Proceeding onwards, the boats leave the main body of Holey Lake to the left hand: the stream then suddenly narrows; and after passing four more carrying-places, the last of which is called Hill’s Portage, there is a clear space, until a sudden serpentine bend in the river forms the White-fall. The current now begins to be very weak; and a little farther on, they enter a narrow part with still water. This spot is the highest part of the land between Lake Winnepeg and Hudson’s Bay; and Hayes’ River may, perhaps, be said to take its rise about seven miles to the southward of it, in a small lake called Winnepegosis. The boats now meet with a singular rock, which, from some curious Indian paintings once found there, has since been called the Painted Stone. Over this rock the boat must be dragged, and again launched on the opposite side, into a long, narrow, boggy slip of water, called the Echemamis. After emerging from this strait, the current of the river begins to operate in favour of the boats; and this proves that the Echemamis is a small river, taking its rise in the morasses about the Painted Stone, and having no connection with the river which leads from the Painted Stone towards the sea. The Echemamis is, however, lost at a short distance from its source; as after the boats pass Hairy Lake, the stream falls into the Sea River; and there is a portage at their junction, called the Sea River carrying-place. The Sea River is a branch of the great Nelson River, separated from the main stream at the Play-green Lake, and rejoining it by a creek that opens near Hairy Lake.
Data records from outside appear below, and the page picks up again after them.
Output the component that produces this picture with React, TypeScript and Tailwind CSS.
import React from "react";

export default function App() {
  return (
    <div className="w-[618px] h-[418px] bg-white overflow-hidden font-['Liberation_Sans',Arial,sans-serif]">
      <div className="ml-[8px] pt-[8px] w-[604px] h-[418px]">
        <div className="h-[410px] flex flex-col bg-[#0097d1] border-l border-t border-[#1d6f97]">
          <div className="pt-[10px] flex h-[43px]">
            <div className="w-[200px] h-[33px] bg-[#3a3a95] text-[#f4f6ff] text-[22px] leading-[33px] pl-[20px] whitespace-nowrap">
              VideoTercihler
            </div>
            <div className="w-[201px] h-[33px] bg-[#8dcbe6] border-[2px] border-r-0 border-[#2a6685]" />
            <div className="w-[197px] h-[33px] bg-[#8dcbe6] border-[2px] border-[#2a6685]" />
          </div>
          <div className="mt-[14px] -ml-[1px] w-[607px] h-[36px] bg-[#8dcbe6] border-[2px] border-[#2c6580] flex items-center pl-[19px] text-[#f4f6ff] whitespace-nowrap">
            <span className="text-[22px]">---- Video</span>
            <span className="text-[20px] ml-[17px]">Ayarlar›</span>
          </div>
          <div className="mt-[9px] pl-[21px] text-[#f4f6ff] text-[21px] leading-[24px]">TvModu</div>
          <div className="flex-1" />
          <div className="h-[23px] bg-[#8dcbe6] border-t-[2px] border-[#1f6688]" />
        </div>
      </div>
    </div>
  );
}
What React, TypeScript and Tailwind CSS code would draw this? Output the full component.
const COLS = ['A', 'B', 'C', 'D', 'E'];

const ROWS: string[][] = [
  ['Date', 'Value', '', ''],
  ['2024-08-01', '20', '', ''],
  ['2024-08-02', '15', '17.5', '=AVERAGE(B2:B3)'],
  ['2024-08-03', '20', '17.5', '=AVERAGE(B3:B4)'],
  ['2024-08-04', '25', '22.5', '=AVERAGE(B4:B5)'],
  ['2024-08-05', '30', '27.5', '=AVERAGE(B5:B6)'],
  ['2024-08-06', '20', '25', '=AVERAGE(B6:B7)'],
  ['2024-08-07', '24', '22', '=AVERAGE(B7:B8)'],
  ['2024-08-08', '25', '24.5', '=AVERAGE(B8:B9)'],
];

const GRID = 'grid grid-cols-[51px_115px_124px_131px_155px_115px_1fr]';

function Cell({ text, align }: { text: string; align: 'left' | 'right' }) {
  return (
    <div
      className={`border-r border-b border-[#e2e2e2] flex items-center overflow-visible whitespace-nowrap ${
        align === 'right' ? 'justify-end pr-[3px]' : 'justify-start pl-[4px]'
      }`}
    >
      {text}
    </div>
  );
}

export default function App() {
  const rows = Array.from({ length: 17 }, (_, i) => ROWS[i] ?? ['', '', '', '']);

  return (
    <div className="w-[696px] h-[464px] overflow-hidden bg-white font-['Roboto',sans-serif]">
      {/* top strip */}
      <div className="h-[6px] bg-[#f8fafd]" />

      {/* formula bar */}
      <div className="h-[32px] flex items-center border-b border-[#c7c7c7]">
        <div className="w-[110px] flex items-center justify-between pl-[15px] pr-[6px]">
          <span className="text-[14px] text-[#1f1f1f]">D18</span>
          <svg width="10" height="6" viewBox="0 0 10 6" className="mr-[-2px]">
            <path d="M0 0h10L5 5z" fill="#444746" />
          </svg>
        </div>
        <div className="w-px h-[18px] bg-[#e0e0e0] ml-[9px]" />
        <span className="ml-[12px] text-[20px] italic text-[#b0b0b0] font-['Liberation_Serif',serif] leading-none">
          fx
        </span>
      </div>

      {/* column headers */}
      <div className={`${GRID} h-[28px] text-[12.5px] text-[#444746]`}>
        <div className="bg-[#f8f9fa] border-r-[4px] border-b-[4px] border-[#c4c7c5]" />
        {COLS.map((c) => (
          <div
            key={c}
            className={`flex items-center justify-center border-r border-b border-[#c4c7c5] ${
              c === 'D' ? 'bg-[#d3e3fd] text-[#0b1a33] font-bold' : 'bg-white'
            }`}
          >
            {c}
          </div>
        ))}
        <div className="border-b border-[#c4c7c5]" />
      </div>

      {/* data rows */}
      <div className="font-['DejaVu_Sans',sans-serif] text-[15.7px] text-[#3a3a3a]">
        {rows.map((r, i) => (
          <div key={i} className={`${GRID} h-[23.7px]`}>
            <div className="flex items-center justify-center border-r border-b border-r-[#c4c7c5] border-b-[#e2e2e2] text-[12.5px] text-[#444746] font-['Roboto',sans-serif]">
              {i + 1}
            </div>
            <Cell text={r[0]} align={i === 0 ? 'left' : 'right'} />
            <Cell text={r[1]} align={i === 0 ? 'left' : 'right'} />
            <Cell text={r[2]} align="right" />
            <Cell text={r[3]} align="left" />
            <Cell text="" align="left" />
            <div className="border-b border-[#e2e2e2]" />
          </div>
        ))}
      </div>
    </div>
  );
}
The boats go against the current up the Sea River; and passing the little Cross Lake and Pike River, they reach Winnepeg, through the Play-green Lake. This last is a wide body of water, covered with islands; and may properly be said to be merely a part of Nelson River, which holds its course from the Stony Mountains to Hudson’s Bay. The rough course from York Factory to Lake Winnepeg is about south-west; but the Nelson River makes a great angle between Winnepeg and the sea; as it first runs off N. N. E.; and then takes its course, due E. N. E. to Hudson’s Bay, where it empties itself by the side of Hayes’ River[33].